Rep. Barbara Lee Says She Would Bring Missing Voice to U.S. Senate 

Rep. Barbara Lee (D-CA-12) says if she wins the U.S. senatorial race this year to succeed Sen. Dianne Feinstein, who passed away in September last year, she would bring the voice, insights and perspective of a Black woman to the U.S. Senate. 

During a virtual roundtable with Black journalists in California on Jan. 30, Lee said, as Senator, she would be “one out of 100”, bringing her lived experiences as a Black woman and a progressive to the body. 

She would also be able to include activists and advocates for housing and other issues in the process of drafting legislation. 

“They will be able to get to Washington, D.C. and raise their voices. It is important to let people know that to make this democracy work, they have to be involved,” said Lee. 

“The more people that have perspectives that are not represented in the Senate will be there with me in the Senate,” added Lee. 

To win, March 5 primary voters would have to elect Lee over her three closest competitors: California reps Katie Porter (D-CA-47) and Rep. Adam Schiff (D-CA-30) – and well as Republican Steve Garvey, a former first baseman for the LA Dodgers and the San Diego Padres.  

The three other African Americans in the U.S. Senate are men: Sen. Tim Scott (R-South Carolina), Sen. Cory Booker (D-New Jersey) and Sen. Raphael Warnock (D-Georgia). 

Lee said, as Senator, she would also have the ability to invite witnesses to testify during senatorial hearings. 

“It is selecting people who have perspectives that have not been heard for years — or never – in the Senate,” said Lee. “I would ask them and find a way to get them to Washington, D.C., to share their experiences about why the legislation would help to make their lives better.” 


Atty Gen. Rob Bonta, Lawmakers, Announce Legislation to Protect Youth Online

At a press conference in Oakland on Jan. 29, Attorney General Rob Bonta joined Sen. Nancy Skinner (D-Berkeley) and Assemblymember Buffy Wicks (D-Oakland) to announce two pieces of legislation designed to protect children online. 

The bills are Senate Bill (SB) 976, the Protecting Youth from Social Media Addiction Act  and Assembly Bill (AB) 1949, the California Children’s Data Privacy Act. 

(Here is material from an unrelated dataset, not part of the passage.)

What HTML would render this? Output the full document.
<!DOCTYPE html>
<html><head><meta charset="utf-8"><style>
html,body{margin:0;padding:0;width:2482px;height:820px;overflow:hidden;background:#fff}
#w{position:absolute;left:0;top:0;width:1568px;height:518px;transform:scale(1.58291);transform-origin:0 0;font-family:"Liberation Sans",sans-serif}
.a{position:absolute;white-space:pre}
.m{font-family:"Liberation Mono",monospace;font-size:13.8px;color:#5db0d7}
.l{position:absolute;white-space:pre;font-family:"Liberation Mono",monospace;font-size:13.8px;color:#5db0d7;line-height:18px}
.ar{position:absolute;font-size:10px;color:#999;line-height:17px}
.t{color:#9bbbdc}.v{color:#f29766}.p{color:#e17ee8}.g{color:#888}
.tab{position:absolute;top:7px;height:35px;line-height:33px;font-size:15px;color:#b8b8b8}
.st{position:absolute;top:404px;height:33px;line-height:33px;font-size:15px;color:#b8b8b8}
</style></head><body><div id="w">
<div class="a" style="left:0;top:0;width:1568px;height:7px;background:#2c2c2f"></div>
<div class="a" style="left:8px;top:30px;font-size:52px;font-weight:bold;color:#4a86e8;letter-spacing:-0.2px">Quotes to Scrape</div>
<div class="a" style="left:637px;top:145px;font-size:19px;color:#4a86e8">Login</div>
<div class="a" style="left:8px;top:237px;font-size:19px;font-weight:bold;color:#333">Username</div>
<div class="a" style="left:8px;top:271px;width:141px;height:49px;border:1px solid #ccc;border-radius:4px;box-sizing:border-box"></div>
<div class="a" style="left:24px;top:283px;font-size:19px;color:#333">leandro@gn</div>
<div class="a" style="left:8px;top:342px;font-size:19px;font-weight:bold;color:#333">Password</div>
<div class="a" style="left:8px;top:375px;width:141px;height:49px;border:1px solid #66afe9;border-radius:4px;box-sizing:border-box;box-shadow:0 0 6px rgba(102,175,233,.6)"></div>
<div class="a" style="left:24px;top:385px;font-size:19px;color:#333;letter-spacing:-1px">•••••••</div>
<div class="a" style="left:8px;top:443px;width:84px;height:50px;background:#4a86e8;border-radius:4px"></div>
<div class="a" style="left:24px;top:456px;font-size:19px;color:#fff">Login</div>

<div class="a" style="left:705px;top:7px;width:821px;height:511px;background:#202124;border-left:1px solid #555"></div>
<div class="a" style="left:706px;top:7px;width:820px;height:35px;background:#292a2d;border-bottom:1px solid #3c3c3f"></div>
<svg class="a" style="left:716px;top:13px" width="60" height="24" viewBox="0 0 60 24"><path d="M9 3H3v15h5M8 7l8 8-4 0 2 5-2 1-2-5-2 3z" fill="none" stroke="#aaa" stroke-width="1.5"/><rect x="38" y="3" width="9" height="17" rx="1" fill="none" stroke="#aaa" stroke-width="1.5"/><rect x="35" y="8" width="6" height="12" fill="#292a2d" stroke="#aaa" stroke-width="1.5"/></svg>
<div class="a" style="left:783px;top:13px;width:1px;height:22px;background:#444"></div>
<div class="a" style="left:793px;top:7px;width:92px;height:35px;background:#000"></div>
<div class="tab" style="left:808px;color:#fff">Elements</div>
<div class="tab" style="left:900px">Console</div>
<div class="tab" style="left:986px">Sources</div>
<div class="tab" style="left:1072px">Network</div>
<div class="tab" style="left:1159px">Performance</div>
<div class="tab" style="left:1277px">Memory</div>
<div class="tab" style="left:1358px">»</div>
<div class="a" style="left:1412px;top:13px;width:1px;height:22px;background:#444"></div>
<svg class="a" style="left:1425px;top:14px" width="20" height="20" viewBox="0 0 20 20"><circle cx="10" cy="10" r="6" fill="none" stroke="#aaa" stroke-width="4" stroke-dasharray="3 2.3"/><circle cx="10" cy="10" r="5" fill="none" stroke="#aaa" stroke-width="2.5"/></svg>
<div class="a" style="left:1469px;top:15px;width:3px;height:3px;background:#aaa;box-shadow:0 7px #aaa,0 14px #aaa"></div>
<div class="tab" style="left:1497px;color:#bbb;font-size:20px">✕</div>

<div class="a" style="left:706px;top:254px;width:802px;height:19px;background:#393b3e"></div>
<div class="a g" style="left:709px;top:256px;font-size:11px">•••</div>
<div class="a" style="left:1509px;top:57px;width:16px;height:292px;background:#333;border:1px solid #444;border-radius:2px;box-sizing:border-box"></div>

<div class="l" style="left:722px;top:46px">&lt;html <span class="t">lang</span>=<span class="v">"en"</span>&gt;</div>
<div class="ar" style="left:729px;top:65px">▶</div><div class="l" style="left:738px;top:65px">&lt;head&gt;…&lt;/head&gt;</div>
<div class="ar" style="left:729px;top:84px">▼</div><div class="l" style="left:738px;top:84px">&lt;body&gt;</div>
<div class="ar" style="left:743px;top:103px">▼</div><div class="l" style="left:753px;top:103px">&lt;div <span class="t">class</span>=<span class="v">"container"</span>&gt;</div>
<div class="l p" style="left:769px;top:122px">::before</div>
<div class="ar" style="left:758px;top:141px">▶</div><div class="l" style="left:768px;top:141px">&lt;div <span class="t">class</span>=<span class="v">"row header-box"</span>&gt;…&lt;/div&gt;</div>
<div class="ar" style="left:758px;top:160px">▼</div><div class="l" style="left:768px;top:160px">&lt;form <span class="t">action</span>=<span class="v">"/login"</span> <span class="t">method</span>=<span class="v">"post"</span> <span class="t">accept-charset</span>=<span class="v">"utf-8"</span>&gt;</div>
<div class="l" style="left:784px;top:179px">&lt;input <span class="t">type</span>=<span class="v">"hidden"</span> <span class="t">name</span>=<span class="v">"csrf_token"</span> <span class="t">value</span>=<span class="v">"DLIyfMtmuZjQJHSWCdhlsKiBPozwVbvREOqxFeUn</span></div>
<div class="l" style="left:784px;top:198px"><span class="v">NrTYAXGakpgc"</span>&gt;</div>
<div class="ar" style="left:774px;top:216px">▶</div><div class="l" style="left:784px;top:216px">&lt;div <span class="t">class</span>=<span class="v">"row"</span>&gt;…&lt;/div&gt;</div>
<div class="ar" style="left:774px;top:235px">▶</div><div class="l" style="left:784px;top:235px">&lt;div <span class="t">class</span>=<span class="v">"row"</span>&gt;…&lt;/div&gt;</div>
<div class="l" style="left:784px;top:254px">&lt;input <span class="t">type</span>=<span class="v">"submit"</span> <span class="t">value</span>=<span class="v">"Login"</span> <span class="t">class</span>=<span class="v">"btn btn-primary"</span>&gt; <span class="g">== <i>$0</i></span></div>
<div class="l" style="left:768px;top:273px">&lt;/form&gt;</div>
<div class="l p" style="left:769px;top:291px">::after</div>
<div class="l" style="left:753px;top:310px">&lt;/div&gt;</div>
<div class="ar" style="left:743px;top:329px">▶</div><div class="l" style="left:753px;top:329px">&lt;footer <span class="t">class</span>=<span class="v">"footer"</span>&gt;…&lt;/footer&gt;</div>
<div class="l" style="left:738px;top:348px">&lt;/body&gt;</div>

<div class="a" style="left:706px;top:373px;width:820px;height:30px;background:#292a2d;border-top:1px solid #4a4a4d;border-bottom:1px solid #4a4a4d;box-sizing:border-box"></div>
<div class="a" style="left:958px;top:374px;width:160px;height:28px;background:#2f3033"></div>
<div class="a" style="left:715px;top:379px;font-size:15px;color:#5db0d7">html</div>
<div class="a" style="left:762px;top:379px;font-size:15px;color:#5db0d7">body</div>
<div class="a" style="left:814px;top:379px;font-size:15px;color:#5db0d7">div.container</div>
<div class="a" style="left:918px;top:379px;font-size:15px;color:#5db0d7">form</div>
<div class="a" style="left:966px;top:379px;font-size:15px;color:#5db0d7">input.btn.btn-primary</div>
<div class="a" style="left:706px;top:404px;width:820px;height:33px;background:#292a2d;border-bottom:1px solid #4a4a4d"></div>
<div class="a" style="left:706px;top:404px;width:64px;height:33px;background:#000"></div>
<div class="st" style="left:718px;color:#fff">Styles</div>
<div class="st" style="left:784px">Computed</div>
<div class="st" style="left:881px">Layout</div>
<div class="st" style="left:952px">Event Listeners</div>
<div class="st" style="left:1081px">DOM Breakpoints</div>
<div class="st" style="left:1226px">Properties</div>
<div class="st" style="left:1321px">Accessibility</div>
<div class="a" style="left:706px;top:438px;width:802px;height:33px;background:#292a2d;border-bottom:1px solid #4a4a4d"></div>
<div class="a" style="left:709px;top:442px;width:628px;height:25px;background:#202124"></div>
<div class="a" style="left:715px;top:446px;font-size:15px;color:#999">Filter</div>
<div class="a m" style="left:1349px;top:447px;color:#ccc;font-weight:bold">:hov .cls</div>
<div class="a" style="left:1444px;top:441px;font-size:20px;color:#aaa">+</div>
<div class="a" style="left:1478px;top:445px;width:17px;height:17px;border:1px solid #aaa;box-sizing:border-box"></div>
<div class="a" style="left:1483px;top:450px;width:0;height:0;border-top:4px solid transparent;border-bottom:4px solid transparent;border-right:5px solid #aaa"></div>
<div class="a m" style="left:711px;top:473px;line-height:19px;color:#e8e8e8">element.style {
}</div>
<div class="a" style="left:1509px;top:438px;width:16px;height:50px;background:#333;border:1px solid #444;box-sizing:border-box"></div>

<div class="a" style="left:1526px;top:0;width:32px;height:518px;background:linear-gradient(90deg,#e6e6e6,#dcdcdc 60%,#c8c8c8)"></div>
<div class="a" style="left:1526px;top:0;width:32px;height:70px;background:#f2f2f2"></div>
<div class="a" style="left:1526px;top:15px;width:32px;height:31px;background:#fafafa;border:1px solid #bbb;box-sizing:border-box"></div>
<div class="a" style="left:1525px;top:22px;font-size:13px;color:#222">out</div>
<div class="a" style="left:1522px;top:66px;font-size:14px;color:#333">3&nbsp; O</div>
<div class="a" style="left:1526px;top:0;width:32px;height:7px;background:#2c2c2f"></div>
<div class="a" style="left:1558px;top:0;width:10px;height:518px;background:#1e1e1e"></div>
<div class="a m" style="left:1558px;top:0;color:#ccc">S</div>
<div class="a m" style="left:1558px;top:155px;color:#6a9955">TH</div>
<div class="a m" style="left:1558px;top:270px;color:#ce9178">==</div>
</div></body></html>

Skinner authored SB 976, which addresses online addiction affecting teenage users, while Wicks’s bill, AB 1949, takes on big tech by proposing data privacy and children rights protections. 

“Social media companies unfortunately show us time and time again that they are all too willing to ignore the detriment to our children, the pain to our children, the mental health and physical challenges they face, in order to pursue profits,” Bonta said.

SB 976 would allow parents to control the nature and frequency of the content their under-18-year-old children see on social media. Notifications from social media platforms would also be paused from midnight to 6 am and controls would allow parents to set time limits on their children’s usage based on their discretion. 

Skinner stated that the longer that kids are on their phones during the day, the higher the risk for depression, anxiety and other related issues.

Bonta and 33 other attorney generals had previously filed a lawsuit against Meta, owner of the popular social media applications Instagram and Facebook. The filing claims that the company purposefully uses algorithmized content that harms younger audiences.

“Social media companies have the ability to protect our kids, they could act, but they do not,” Skinner said.

The Child Data Privacy Act would strengthen existing protections for data privacy under the California Consumer Privacy Act (CCPA). The lawmakers argue that the law does not have effective protection for those under 18 years old.

“In a digital age where the vulnerabilities of young users are continually exploited, we cannot afford to let our laws lag behind, our children deserve complete assurance that their online experience will be safeguarded from invasive practices,” Wicks said.